Loy notes that when dissatisfaction has nowhere left to go—when it cannot project itself outward—it collapses inward. The illusion of self, which is always craving, dissolves. And with it, the need to satisfy that craving. Dissatisfaction often manifests as guilt: “There’s something wrong with me.” It encompasses the trauma of birth, illness, aging, and the fear of death. We feel bound to situations we dislike, estranged from what we love. Even in moments of peace, the mind fears this peace won’t last. Why does everything nice and beautiful have to end? As long as we feel incomplete, real life always seems just out of reach, never quite here.
The opposite of dukkha is sukha, a Sanskrit word meaning joy, pleasure, or ease. It’s often mistakenly believed to be the root of the word for sugar in many languages—like sukkar (Arabic), zucchero (Italian), and azúcar (Spanish). While the similarity is striking, the actual linguistic roots are more complex and likely stem from the Sanskrit word śarkarā, meaning “gravel” or “sugar crystals.” Ironically, sugar—once a symbol of sweetness and pleasure—played a central role in one of humanity’s darkest chapters: the transatlantic slave trade.
In 17th- and 18th-century London, coffeehouses became centres of political and philosophical dialogue, fuelled by coffee, tea, and cocoa—all bitter substances sweetened with sugar. The rising demand for sugar drove mass slavery, with millions of Africans kidnapped, sold, and forced to labor on plantations under brutal conditions. The true number of lives affected may never be known.
Human cruelty has recurred throughout history—extinction of species, oppression, murder, ecological destruction. Our dissatisfaction has driven both innovation and devastation. Climate change and environmental collapse are now results of centuries of viewing nature merely as a resource. This seemingly logical mindset, has triggered nonlinear feedback loops we can no longer control.

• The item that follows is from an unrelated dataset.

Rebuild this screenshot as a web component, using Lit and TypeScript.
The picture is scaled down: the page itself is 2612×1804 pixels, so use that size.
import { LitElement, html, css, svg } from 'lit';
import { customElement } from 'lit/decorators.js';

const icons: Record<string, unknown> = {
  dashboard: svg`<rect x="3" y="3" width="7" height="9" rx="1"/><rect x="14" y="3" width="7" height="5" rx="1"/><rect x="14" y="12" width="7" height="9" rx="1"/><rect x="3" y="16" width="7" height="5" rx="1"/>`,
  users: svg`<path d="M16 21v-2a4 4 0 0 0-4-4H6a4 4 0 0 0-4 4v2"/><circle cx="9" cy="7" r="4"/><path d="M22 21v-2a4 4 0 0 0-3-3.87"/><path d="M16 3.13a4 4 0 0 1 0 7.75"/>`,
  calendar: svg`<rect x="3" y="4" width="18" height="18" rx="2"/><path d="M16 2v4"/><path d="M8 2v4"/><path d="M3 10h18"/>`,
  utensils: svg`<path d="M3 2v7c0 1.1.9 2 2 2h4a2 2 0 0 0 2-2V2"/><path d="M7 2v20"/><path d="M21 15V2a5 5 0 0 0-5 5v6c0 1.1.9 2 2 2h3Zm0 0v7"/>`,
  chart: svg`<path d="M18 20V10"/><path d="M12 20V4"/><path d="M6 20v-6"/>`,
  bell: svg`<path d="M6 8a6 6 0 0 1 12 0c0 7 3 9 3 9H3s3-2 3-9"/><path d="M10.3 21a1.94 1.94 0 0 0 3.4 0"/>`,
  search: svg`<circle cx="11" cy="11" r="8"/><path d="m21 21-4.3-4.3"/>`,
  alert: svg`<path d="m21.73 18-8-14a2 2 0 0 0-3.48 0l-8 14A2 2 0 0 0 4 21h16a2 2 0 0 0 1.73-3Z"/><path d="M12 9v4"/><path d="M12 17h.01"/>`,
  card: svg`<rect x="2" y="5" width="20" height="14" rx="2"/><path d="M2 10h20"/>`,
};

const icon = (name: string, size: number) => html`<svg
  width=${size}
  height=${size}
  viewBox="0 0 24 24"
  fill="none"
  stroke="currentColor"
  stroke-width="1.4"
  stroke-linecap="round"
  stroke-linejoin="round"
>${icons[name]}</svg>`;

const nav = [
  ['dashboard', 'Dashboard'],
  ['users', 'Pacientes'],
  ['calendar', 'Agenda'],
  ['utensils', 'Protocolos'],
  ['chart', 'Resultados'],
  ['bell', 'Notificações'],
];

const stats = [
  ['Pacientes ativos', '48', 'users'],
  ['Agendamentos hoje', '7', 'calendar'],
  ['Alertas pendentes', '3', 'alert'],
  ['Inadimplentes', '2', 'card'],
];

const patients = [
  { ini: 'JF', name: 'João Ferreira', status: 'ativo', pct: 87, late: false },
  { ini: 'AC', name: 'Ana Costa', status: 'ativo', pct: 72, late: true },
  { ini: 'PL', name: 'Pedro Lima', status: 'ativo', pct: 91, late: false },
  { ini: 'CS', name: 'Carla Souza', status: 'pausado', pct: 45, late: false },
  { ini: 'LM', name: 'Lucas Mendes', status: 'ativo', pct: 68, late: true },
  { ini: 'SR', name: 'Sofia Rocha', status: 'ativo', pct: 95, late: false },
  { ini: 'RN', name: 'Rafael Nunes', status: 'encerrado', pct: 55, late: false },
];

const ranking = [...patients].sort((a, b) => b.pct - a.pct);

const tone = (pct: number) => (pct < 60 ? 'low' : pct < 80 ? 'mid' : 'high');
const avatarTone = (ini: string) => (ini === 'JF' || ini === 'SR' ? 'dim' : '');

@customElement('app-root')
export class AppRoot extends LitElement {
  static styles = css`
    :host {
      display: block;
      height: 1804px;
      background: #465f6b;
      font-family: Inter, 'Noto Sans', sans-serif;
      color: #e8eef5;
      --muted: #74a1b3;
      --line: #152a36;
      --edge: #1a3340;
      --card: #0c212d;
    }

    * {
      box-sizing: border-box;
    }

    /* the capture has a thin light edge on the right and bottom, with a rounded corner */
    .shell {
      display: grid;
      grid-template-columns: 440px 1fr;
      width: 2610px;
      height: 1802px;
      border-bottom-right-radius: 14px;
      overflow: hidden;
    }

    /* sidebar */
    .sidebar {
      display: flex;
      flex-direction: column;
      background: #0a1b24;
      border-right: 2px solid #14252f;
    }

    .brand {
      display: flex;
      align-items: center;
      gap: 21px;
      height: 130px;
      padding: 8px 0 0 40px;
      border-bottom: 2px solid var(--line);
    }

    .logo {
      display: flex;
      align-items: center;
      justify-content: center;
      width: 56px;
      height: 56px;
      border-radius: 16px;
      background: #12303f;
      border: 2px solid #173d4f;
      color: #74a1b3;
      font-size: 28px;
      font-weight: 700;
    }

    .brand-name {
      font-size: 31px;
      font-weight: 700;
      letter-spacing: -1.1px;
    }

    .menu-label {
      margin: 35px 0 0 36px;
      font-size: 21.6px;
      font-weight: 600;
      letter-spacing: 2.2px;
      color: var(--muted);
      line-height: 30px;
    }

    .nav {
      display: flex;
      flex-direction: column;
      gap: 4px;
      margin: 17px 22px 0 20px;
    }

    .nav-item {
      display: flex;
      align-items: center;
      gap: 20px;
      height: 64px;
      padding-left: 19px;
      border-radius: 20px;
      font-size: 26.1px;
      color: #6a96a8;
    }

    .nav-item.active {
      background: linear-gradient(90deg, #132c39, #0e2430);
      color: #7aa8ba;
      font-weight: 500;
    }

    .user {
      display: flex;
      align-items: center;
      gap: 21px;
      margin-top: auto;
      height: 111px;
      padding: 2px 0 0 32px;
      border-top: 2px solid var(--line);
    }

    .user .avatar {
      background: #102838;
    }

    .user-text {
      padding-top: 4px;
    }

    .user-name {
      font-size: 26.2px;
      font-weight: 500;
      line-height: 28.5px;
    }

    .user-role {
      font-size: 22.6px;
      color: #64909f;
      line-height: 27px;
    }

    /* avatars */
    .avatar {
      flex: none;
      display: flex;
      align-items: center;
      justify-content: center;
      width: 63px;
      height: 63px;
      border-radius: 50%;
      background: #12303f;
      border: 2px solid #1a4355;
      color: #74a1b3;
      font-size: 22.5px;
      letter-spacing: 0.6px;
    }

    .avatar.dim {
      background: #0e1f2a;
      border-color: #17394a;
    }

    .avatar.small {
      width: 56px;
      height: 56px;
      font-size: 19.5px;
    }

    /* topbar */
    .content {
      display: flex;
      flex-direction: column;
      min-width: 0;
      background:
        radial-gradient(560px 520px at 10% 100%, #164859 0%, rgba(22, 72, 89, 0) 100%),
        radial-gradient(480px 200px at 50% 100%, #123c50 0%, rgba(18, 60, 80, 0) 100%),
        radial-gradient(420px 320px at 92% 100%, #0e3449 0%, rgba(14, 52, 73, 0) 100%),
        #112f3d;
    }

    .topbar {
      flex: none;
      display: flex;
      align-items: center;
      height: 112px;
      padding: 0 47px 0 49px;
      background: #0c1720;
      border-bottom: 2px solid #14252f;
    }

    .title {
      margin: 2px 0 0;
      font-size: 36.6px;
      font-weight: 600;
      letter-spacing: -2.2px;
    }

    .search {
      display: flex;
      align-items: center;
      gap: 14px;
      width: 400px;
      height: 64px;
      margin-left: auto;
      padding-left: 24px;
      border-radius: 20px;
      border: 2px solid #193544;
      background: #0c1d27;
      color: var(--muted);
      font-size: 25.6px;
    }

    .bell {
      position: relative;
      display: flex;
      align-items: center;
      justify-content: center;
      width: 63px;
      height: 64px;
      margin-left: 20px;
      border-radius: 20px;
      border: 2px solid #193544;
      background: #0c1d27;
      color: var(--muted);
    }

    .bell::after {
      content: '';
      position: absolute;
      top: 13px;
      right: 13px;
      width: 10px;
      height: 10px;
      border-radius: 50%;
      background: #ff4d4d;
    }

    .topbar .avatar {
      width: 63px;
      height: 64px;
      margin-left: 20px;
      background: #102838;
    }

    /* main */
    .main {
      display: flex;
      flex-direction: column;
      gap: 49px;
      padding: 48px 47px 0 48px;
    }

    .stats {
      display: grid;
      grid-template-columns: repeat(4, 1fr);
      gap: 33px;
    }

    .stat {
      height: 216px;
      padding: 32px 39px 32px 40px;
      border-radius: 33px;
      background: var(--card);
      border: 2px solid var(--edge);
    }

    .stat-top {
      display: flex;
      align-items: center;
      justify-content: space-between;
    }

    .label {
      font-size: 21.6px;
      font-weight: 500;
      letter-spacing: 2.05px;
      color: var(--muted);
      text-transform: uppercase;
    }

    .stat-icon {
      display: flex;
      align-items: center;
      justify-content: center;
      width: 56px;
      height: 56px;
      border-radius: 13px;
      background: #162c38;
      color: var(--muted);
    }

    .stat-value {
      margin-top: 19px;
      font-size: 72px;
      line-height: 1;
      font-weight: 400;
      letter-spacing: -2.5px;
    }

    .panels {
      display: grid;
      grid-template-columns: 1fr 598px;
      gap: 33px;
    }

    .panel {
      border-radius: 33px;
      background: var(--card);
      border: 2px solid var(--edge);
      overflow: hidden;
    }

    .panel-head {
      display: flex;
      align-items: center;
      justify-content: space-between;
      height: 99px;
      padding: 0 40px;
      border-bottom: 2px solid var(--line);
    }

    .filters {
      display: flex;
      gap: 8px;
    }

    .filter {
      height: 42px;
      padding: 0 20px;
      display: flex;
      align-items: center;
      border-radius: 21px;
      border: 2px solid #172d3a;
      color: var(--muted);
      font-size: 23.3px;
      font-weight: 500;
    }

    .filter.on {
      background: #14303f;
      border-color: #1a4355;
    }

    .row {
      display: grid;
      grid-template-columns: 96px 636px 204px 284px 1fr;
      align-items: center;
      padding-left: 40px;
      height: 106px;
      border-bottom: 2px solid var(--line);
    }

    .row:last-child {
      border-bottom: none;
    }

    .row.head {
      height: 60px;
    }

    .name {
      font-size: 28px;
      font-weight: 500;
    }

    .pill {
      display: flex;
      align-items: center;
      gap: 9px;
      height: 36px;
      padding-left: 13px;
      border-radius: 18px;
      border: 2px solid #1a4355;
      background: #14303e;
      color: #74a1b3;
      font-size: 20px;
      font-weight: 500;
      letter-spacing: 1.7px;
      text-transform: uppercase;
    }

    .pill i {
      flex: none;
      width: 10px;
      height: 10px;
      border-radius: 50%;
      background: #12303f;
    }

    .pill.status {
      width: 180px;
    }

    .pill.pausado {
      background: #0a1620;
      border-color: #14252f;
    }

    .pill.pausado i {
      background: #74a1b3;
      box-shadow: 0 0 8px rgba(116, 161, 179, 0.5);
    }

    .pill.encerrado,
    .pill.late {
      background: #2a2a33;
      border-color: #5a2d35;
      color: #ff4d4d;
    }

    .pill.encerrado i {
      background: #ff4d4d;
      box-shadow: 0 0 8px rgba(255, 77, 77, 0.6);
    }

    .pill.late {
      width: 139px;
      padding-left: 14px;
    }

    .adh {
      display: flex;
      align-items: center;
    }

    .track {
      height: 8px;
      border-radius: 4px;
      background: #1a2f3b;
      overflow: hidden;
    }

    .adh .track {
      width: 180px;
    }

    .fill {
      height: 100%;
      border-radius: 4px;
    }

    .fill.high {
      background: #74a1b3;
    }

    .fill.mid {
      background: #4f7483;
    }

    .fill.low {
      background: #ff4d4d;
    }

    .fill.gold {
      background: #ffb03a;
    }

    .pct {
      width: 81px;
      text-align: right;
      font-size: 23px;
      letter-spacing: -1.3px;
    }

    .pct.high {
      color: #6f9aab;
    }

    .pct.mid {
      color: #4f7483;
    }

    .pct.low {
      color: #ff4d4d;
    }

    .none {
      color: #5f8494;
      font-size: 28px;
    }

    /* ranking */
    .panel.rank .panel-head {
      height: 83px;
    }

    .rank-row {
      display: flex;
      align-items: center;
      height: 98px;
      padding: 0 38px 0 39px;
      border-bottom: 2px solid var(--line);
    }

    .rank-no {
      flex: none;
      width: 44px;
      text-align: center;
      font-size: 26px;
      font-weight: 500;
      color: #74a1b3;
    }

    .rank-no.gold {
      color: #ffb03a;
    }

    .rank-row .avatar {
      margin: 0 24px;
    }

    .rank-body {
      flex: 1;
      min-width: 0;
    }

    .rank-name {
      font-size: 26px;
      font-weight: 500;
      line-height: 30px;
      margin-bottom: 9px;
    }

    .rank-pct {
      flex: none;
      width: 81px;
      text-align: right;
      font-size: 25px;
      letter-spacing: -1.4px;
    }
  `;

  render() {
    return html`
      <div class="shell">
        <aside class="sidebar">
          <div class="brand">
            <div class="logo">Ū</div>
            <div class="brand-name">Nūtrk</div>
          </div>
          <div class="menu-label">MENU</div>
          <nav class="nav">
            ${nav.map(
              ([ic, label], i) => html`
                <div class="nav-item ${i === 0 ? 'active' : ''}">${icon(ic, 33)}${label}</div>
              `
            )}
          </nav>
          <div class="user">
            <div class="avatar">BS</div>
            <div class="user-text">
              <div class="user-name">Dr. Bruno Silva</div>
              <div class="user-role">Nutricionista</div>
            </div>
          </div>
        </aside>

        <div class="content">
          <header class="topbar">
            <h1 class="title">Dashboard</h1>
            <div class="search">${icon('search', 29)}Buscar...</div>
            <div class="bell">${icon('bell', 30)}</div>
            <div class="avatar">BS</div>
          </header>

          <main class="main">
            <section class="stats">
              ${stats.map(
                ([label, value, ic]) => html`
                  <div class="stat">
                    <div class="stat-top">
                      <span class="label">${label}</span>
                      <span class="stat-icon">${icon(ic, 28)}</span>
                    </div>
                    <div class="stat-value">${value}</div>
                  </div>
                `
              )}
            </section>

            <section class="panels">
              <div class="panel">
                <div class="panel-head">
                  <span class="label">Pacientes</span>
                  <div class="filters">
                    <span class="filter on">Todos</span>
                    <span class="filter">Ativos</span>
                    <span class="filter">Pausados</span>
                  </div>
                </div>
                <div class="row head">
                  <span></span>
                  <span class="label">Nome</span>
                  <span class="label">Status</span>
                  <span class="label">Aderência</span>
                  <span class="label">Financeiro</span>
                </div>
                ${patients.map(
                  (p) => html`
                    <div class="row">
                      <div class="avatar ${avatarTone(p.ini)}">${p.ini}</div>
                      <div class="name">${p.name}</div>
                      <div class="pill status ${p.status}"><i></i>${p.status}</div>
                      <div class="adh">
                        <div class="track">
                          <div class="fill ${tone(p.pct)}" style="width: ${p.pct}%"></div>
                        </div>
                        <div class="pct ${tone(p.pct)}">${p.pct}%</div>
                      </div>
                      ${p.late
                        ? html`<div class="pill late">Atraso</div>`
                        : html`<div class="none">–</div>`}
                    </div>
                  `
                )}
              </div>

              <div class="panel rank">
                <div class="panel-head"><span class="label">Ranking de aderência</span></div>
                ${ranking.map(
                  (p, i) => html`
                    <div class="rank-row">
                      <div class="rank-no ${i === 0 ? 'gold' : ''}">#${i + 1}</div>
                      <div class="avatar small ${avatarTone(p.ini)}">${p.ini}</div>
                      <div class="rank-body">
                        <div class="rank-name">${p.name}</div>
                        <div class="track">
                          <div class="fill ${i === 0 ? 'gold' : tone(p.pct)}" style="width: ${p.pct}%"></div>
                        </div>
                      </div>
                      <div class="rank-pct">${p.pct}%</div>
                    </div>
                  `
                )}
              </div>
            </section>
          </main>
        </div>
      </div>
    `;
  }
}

Nonlinear processes—such as ecological collapse—don’t follow neat cause-and-effect paths. Small triggers can lead to large consequences. Our ability to cultivate our experience of interdependence through meditation practice, may help us understand and respond to these challenges.
But who are we, really? What makes us “us”? Are we truly unique?
Consider the Ship of Theseus. If every plank in a ship is eventually replaced, is it still the same ship? If every cell in our body is replaced over time, are we still the same person?
Imagine a teleportation device on Mars. It scans your body and transmits the data to Earth, where a perfect copy is reconstructed. After successful teleportation, you can choose whether the original ”you” on Mars is destroyed. But which one is really you? The teleported copy on Earth or the original on Mars?
Are we just a fleeting arrangement of atoms that briefly feels like a “self”? Our cells are replenished with food and expelled through waste. If our sense of self is rooted in this ever-changing matter, then our uniqueness—and perhaps even our suffering—may be far more fragile than we think.
Conclusion
Dissatisfaction is a fundamental part of human life—rooted in illusion, fear, and longing. Whether viewed through the lens of ancient Buddhist philosophy or modern existential thought, the sense of lack cannot be fulfilled through materialism, achievement, or even reason alone. Instead, it calls for a deeper chance in our awareness of the self and its impermanence. As paradoxical as it may seem, liberation from dissatisfaction may lie not in solving it, but in understanding and integrating it into our way of being.
Resources:
Loy, D. R. (2018). Lack & transcendence: The problem of death and life in psychotherapy, existentialism, and Buddhism. Second edition. New York: Simon & Schuster.
Walpola, R. (1967). What the Buddha taught. Bedford: Gordon Fraser.